On Aug 30, 11:11 am, Stathis Papaioannou <stath...@gmail.com> wrote:
> On Tue, Aug 30, 2011 at 11:11 AM, Craig Weinberg <whatsons...@gmail.com> 
> wrote:
> > Right. That's the same thing I'm saying. When you decide to move your
> > hand, that decision corresponds to neurotransmitters firing. It's the
> > same thing. Considered from the 1p subjective view it's psychology -
> > "I want to reach for that remote control" (because I want to watch
> > something on TV). Considered from 3p objective view it's neurology -
> > executive processing regions light up efferent neural pathways, etc.
>
> > This is voluntary movement so it is driven by the subject's reasoning
> > and not the nervous system's reasoning. If it were the nervous
> > system's reasoning, it would be involuntary. Your body needs to warm
> > itself up so your nervous system puts your muscles into a shivering
> > subroutine. There is an important difference between voluntary and
> > involuntary phenomena as far as the subject is concerned, but not any
> > inherently discernible difference when the self is viewed as an
> > object.
>
> The subject feels he initiates and has control over the voluntary
> movement but not the involuntary movement. That's the difference
> between them.

Ok, now you could understand what I'm talking about if you wanted to.
All you have to do is realize that it is not possible for us to feel
that there is a difference between them if there is not a difference
between them. Doesn't mean that the difference is what we think it is
- it could very well be only a feeling - but so what?
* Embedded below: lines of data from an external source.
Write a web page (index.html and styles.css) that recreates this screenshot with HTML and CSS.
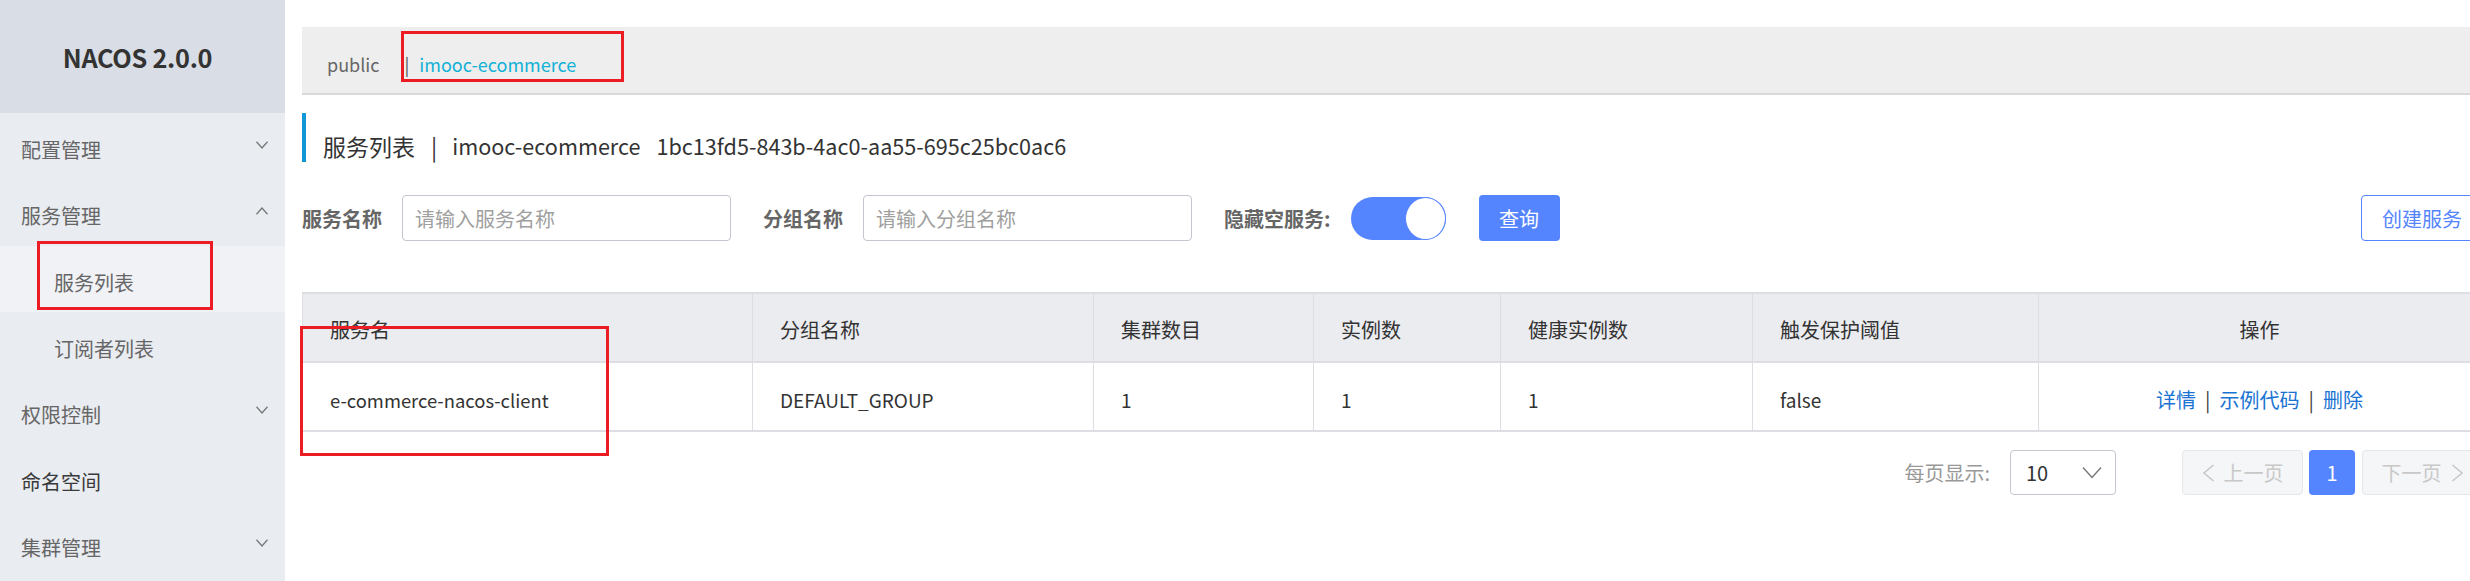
FILE: index.html
```html
<!DOCTYPE html>
<html lang="zh-CN">
<head>
<meta charset="utf-8">
<title>Nacos 服务列表</title>
<link rel="stylesheet" href="styles.css">
</head>
<body>
<div class="page">
  <aside class="sidebar">
    <div class="logo">NACOS 2.0.0</div>
    <nav class="menu">
      <div class="menu-item"><span>配置管理</span><svg class="chev" viewBox="0 0 12 8"><path d="M0.5 0.8 L6 7 L11.5 0.8"/></svg></div>
      <div class="menu-item"><span>服务管理</span><svg class="chev" viewBox="0 0 12 8"><path d="M0.5 7.2 L6 1 L11.5 7.2"/></svg></div>
      <div class="menu-item sub active"><span>服务列表</span><div class="mark mark-side"></div></div>
      <div class="menu-item sub"><span>订阅者列表</span></div>
      <div class="menu-item"><span>权限控制</span><svg class="chev" viewBox="0 0 12 8"><path d="M0.5 0.8 L6 7 L11.5 0.8"/></svg></div>
      <div class="menu-item plain"><span>命名空间</span></div>
      <div class="menu-item"><span>集群管理</span><svg class="chev" viewBox="0 0 12 8"><path d="M0.5 0.8 L6 7 L11.5 0.8"/></svg></div>
    </nav>
  </aside>
  <main class="main">
    <div class="ns-bar">
      <span class="ns-public">public</span>
      <span class="ns-current"><span class="ns-sep">|</span>imooc-ecommerce<span class="mark mark-ns"></span></span>
    </div>
    <div class="title">
      <span>服务列表</span><span class="title-sep">|</span><span class="title-ns latin">imooc-ecommerce</span><span class="latin">1bc13fd5-843b-4ac0-aa55-695c25bc0ac6</span>
    </div>
    <div class="filters">
      <label class="flabel">服务名称</label>
      <div class="input">请输入服务名称</div>
      <label class="flabel">分组名称</label>
      <div class="input">请输入分组名称</div>
      <label class="flabel">隐藏空服务:</label>
      <span class="switch"><span class="knob"></span></span>
      <button class="btn-primary">查询</button>
      <button class="btn-outline">创建服务</button>
    </div>
    <div class="table-wrap">
      <table class="grid">
        <colgroup>
          <col class="c1"><col class="c2"><col class="c3"><col class="c4"><col class="c5"><col class="c6"><col class="c7">
        </colgroup>
        <thead>
          <tr><th>服务名</th><th>分组名称</th><th>集群数目</th><th>实例数</th><th>健康实例数</th><th>触发保护阈值</th><th class="center">操作</th></tr>
        </thead>
        <tbody>
          <tr><td class="svc">e-commerce-nacos-client</td><td>DEFAULT_GROUP</td><td>1</td><td>1</td><td>1</td><td>false</td><td class="center ops"><a>详情</a><span class="op-sep">|</span><a>示例代码</a><span class="op-sep">|</span><a>删除</a></td></tr>
        </tbody>
      </table>
      <div class="mark mark-table"></div>
    </div>
    <div class="pager">
      <span class="page-size-label">每页显示:</span>
      <div class="select"><span>10</span><svg class="sel-chev" viewBox="0 0 20 13"><path d="M1 1.5 L10 11.5 L19 1.5"/></svg></div>
      <div class="pg-btn prev"><svg class="pg-chev" viewBox="0 0 13 18"><path d="M11.5 1 L2 9 L11.5 17"/></svg><span>上一页</span></div>
      <div class="pg-num">1</div>
      <div class="pg-btn next"><span>下一页</span><svg class="pg-chev" viewBox="0 0 13 18"><path d="M1.5 1 L11 9 L1.5 17"/></svg></div>
    </div>
  </main>
</div>
</body>
</html>
```
FILE: styles.css
```css
html, body {
  margin: 0;
  padding: 0;
  overflow: hidden;
  background: #ffffff;
}
body {
  font-family: "Noto Sans CJK SC", "Noto Sans", sans-serif;
  color: #333333;
}
.page {
  display: flex;
  width: 2500px;
  min-height: 581px;
}

/* sidebar */
.sidebar {
  width: 285px;
  flex: none;
  background: #e9ecf1;
  min-height: 581px;
  position: relative;
}
.logo {
  height: 113px;
  box-sizing: border-box;
  padding-right: 10px;
  background: #d9dee6;
  display: flex;
  align-items: center;
  justify-content: center;
  font-weight: 700;
  font-size: 25.3px;
  color: #333333;
  letter-spacing: -0.3px;
}
.menu-item {
  height: 66.3px;
  box-sizing: border-box;
  padding: 7px 17px 0 21px;
  display: flex;
  align-items: center;
  justify-content: space-between;
  font-size: 20px;
  color: #666666;
  position: relative;
}
.menu-item.plain {
  color: #3a3a3a;
}
.menu-item.sub {
  padding-left: 54px;
}
.menu-item.active {
  background: #f1f2f6;
}
.chev {
  width: 12px;
  height: 8px;
  margin-top: -9px;
  fill: none;
  stroke: #777777;
  stroke-width: 1.3;
}

/* annotation boxes */
.mark {
  position: absolute;
  border: 3px solid #ec1c24;
  box-sizing: border-box;
  pointer-events: none;
}
.mark-side {
  left: 37px;
  top: -5px;
  width: 176px;
  height: 69px;
}

/* main */
.main {
  width: 2181px;
  flex: none;
  padding: 27px 0 0 17px;
}
.ns-bar {
  height: 68px;
  box-sizing: border-box;
  background: #eeeeee;
  border-bottom: 2px solid #d9d9d9;
  display: flex;
  align-items: center;
  padding: 8px 0 0 25px;
  font-size: 18px;
}
.ns-public {
  color: #666666;
}
.ns-current {
  position: relative;
  margin-left: 25px;
  color: #12b1d6;
}
.ns-sep {
  color: #555555;
  margin-right: 10px;
}
.mark-ns {
  left: -3px;
  top: -20px;
  width: 223px;
  height: 51px;
}
.title {
  margin-top: 18px;
  height: 49px;
  box-sizing: border-box;
  border-left: 4px solid #0f97d6;
  padding: 17px 0 0 17px;
  display: flex;
  align-items: center;
  font-size: 23px;
  color: #333333;
  line-height: 32px;
}
.title .latin {
  font-size: 21.6px;
}
.title-sep {
  margin: 0 15px 0 16px;
}
.title-ns {
  margin-right: 16px;
}

/* filters */
.filters {
  margin-top: 33px;
  height: 46px;
  display: flex;
  align-items: center;
}
.flabel {
  font-size: 20px;
  font-weight: 700;
  color: #666666;
  margin-right: 20px;
}
.input {
  width: 329px;
  height: 46px;
  box-sizing: border-box;
  border: 1px solid #c4c6cf;
  border-radius: 4px;
  display: flex;
  align-items: center;
  padding-left: 12px;
  font-size: 20px;
  color: #a0a0a0;
  margin-right: 32px;
}
.switch {
  width: 95px;
  height: 43px;
  border-radius: 22px;
  background: #5584ff;
  display: flex;
  justify-content: flex-end;
  margin-right: 33px;
}
.knob {
  width: 41px;
  height: 43px;
  border-radius: 50%;
  background: #ffffff;
  border: 1px solid #5584ff;
  box-sizing: border-box;
}
.btn-primary {
  width: 81px;
  height: 46px;
  border: none;
  border-radius: 4px;
  background: #5584ff;
  color: #ffffff;
  font: inherit;
  font-size: 20px;
  padding: 0;
}
.btn-outline {
  margin-left: auto;
  width: 122px;
  height: 46px;
  border: 1px solid #5584ff;
  border-radius: 4px;
  background: #ffffff;
  color: #5584ff;
  font: inherit;
  font-size: 20px;
  padding: 0;
}

/* table */
.table-wrap {
  position: relative;
  margin-top: 51px;
}
.grid {
  width: 2178px;
  table-layout: fixed;
  border-collapse: collapse;
  font-size: 20px;
  color: #333333;
}
.c1 { width: 450px; }
.c2 { width: 341px; }
.c3 { width: 220px; }
.c4 { width: 187px; }
.c5 { width: 252px; }
.c6 { width: 286px; }
.c7 { width: 442px; }
.grid th, .grid td {
  border: 1px solid #dcdee3;
  text-align: left;
  padding: 4px 0 0 27px;
  height: 69px;
  box-sizing: border-box;
  font-weight: 400;
  white-space: nowrap;
}
.grid thead th {
  background: #ebecf0;
  border-top-width: 2px;
  border-bottom-width: 2px;
}
.grid tbody td {
  padding-top: 6px;
  border-bottom-width: 2px;
  font-size: 19px;
}
.grid tbody td.svc {
  font-size: 18.4px;
}
.grid tbody td.ops {
  font-size: 20px;
}
.grid .center {
  text-align: center;
  padding-left: 0;
}
.ops a {
  color: #1a73d2;
}
.op-sep {
  color: #444444;
  margin: 0 9px;
}
.mark-table {
  left: -2px;
  top: 34px;
  width: 309px;
  height: 130px;
}

/* pager */
.pager {
  margin-top: 18px;
  height: 45px;
  display: flex;
  align-items: center;
  justify-content: flex-end;
  font-size: 20px;
}
.page-size-label {
  color: #999999;
  margin-right: 20px;
}
.select {
  width: 106px;
  height: 45px;
  box-sizing: border-box;
  border: 1px solid #c4c6cf;
  border-radius: 4px;
  display: flex;
  align-items: center;
  justify-content: space-between;
  padding: 0 13px 0 15px;
  color: #333333;
  margin-right: 66px;
}
.sel-chev {
  width: 20px;
  height: 13px;
  fill: none;
  stroke: #777777;
  stroke-width: 1.4;
}
.pg-btn {
  width: 121px;
  height: 45px;
  box-sizing: border-box;
  border: 1px solid #e6e7eb;
  border-radius: 4px;
  background: #f5f6f8;
  color: #c8c8c8;
  display: flex;
  align-items: center;
  justify-content: center;
  gap: 9px;
}
.pg-chev {
  width: 13px;
  height: 18px;
  fill: none;
  stroke: #c8c8c8;
  stroke-width: 1.6;
}
.pg-num {
  width: 46px;
  height: 45px;
  border-radius: 4px;
  background: #5584ff;
  color: #ffffff;
  display: flex;
  align-items: center;
  justify-content: center;
  margin: 0 7px 0 6px;
}
```
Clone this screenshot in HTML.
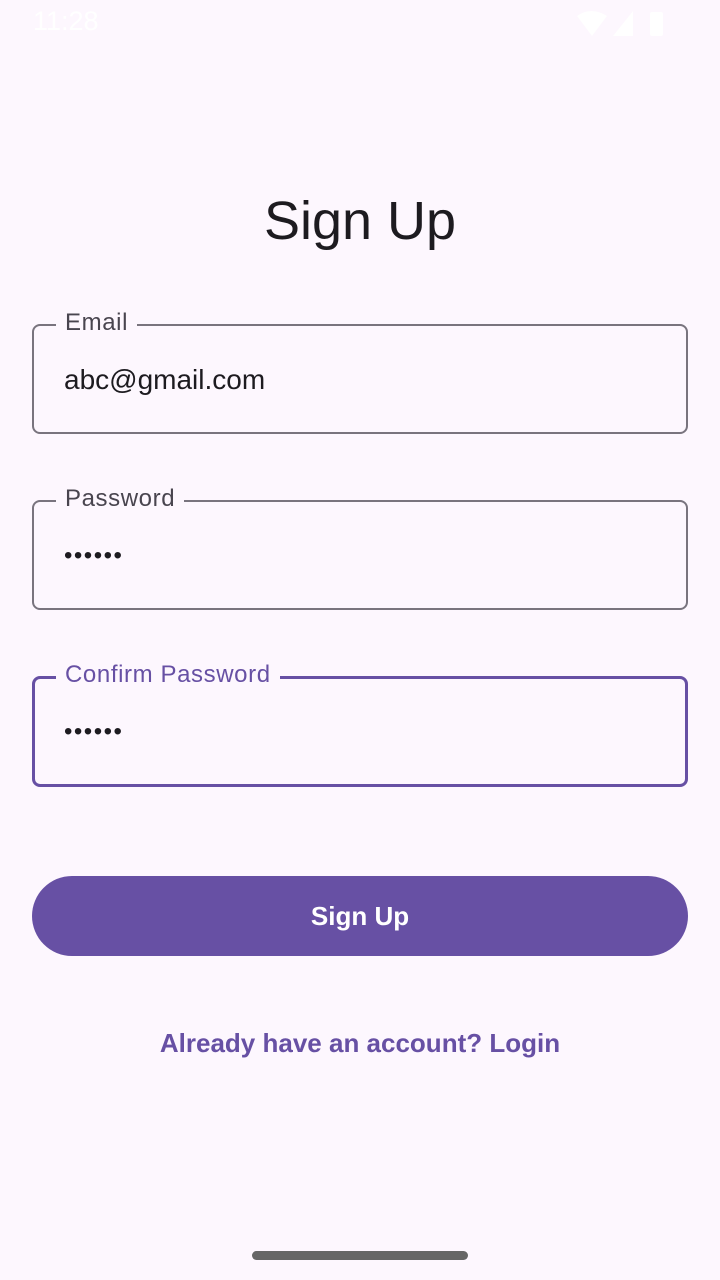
<!DOCTYPE html>
<html><head><meta charset="utf-8"><style>
body{margin:0;width:720px;height:1280px;background:#fdf7fe;font-family:"Liberation Sans",sans-serif;position:relative;overflow:hidden;color:#1d1b20}
.abs{position:absolute}
.field{position:absolute;left:32px;width:656px;height:110px;box-sizing:border-box;border:2px solid #79747e;border-radius:8px}
.lab{position:absolute;top:-17px;left:22px;padding:0 9px;background:#fdf7fe;font-size:24px;color:#49454f;letter-spacing:0.6px}
.val{position:absolute;left:30px;top:38px;font-size:28px}
.dots{position:absolute;left:30px;top:40px;font-size:24px;letter-spacing:1.5px}
</style></head><body>
<div class="abs" style="left:33px;top:6px;font-size:27px;color:#fff">11:28</div>
<svg class="abs" style="left:575px;top:10px" width="100" height="28"><path d="M2 6 Q16 -4 32 6 L17 26Z" fill="#fff"/><path d="M38 26 L58 1 L58 26Z" fill="#fff"/><rect x="75" y="2" width="13" height="24" rx="2" fill="#fff"/></svg>
<div class="abs" style="left:0;width:720px;top:190px;text-align:center;font-size:54px">Sign Up</div>
<div class="field" style="top:324px"><div class="lab">Email</div><div class="val">abc@gmail.com</div></div>
<div class="field" style="top:500px"><div class="lab">Password</div><div class="dots">••••••</div></div>
<div class="field" style="top:676px;border:3px solid #6750a4;height:111px"><div class="lab" style="color:#6750a4;top:-18px;left:21px">Confirm Password</div><div class="dots" style="left:29px;top:39px">••••••</div></div>
<div class="abs" style="left:32px;top:876px;width:656px;height:80px;border-radius:40px;background:#6750a4;color:#fff;font-size:26px;font-weight:bold;text-align:center;line-height:80px">Sign Up</div>
<div class="abs" style="left:0;width:720px;top:1028px;text-align:center;font-size:26px;color:#6750a4;font-weight:bold">Already have an account? Login</div>
<div class="abs" style="left:252px;top:1251px;width:216px;height:9px;border-radius:5px;background:#666"></div>
</body></html>
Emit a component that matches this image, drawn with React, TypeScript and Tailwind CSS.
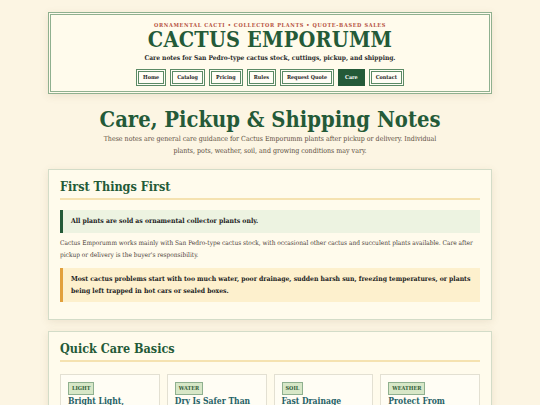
import React from 'react';

const serif = { fontFamily: '"DejaVu Serif Condensed", "DejaVu Serif", serif' };

const navItems = ['Home', 'Catalog', 'Pricing', 'Rules', 'Request Quote', 'Care', 'Contact'];

const basics = [
  { tag: 'LIGHT', title: 'Bright Light,' },
  { tag: 'WATER', title: 'Dry Is Safer Than' },
  { tag: 'SOIL', title: 'Fast Drainage' },
  { tag: 'WEATHER', title: 'Protect From' },
];

function Header() {
  return (
    <header className="border-[3px] border-double border-[#8fb08f] bg-[#fffbec] px-4 pt-[6px] pb-[5px] text-center shadow-[0_2px_8px_rgba(120,100,60,0.12)]">
      <p className="text-[5.5px] leading-[8px] font-bold uppercase tracking-[0.12em] text-[#b5503c]">
        Ornamental Cacti • Collector Plants • Quote-Based Sales
      </p>
      <h1 className="-mt-[1px] text-[21.5px] leading-[24px] font-bold tracking-[0.01em] text-[#245a38]">CACTUS EMPORUMM</h1>
      <p className="mt-[2px] text-[6.6px] leading-[9px] font-bold text-[#2a2a2a]">
        Care notes for San Pedro-type cactus stock, cuttings, pickup, and shipping.
      </p>
      <nav className="mt-[6px] flex justify-center gap-[4px]">
        {navItems.map((item) => (
          <span
            key={item}
            className={
              item === 'Care'
                ? 'border-[3px] border-double border-[#245a38] bg-[#245a38] px-[4px] py-[2px] text-[5.4px] leading-[7px] font-bold text-white'
                : 'border-[3px] border-double border-[#5b8a65] bg-[#fffdf5] px-[4px] py-[2px] text-[5.4px] leading-[7px] font-bold text-[#222]'
            }
          >
            {item}
          </span>
        ))}
      </nav>
    </header>
  );
}

function Card({ title, children }: { title: string; children: React.ReactNode }) {
  return (
    <section className="border border-[#d3dcc8] bg-[#fffbec] px-[11px] pt-[8px] pb-[17px] shadow-[0_2px_8px_rgba(120,100,60,0.12)]">
      <h2 className="border-b-2 border-[#f5e2b0] pb-[2px] text-[12.5px] leading-[18px] font-bold text-[#245a38]">{title}</h2>
      {children}
    </section>
  );
}

export default function App() {
  return (
    <div className="min-h-screen bg-[#fcf5e3] pt-[12px]" style={serif}>
      <div className="mx-auto w-[444px]">
        <Header />

        <div className="mt-[13px] text-center">
          <h1 className="text-[21.8px] leading-[26px] font-bold text-[#245a38]">Care, Pickup &amp; Shipping Notes</h1>
          <p className="mx-auto w-[345px] text-[7px] leading-[12px] text-[#5b4d3f]">
            These notes are general care guidance for Cactus Emporumm plants after pickup or delivery. Individual
            plants, pots, weather, soil, and growing conditions may vary.
          </p>
        </div>

        <div className="mt-[12px] flex flex-col gap-[11px]">
          <Card title="First Things First">
            <div className="mt-[10px] border-l-[3px] border-[#245a38] bg-[#edf3e1] px-[8px] py-[7px] text-[6.8px] leading-[9px] font-bold text-[#222]">
              All plants are sold as ornamental collector plants only.
            </div>
            <p className="mt-[4px] text-[6.5px] leading-[12px] text-[#4a4038]">
              Cactus Emporumm works mainly with San Pedro-type cactus stock, with occasional other cactus and succulent
              plants available. Care after pickup or delivery is the buyer's responsibility.
            </p>
            <div className="mt-[7px] border-l-[3px] border-[#e2a03c] bg-[#fdf0cd] px-[8px] py-[5px] text-[6.8px] leading-[12px] font-bold text-[#222]">
              Most cactus problems start with too much water, poor drainage, sudden harsh sun, freezing temperatures, or
              plants being left trapped in hot cars or sealed boxes.
            </div>
          </Card>

          <Card title="Quick Care Basics">
            <div className="mt-[12px] grid grid-cols-4 gap-[7px]">
              {basics.map((b) => (
                <div key={b.tag} className="flex h-[60px] flex-col items-start border border-[#e3e0d2] bg-[#fffdf4] px-[7px] pt-[7px]">
                  <span className="border border-[#8fb08f] bg-[#d7e7c7] px-[3px] py-[2px] text-[5.5px] leading-[7px] font-bold text-[#2f5a35]">
                    {b.tag}
                  </span>
                  <h3 className="text-[8.5px] leading-[12px] font-bold text-[#1f6268]">{b.title}</h3>
                </div>
              ))}
            </div>
          </Card>
        </div>
      </div>
    </div>
  );
}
What possible
purpose could such a feeling have, and how could it possibly arise
from particle mechanics? Where is the feeling located? Why is it
there? Why don't we have the same feeling about our stomach digesting?

> Both types of movement, however, are completely
> determined by the low level behaviour of the matter in the brain,

You can say that if you want to, but it just means that the low level
behavior of matter is magic, and that even though it's only a large
molecule, it wants to drive a Bugatti.

> which can in theory be modeled by a computer.
> No particle moves unless
> it is pushed by another particle or force,

Force is metaphysical. It's just our way of understanding processes
which are occurring outside of us rather than inside. My view is that
it's all sense and that force is in the eye of the beholder.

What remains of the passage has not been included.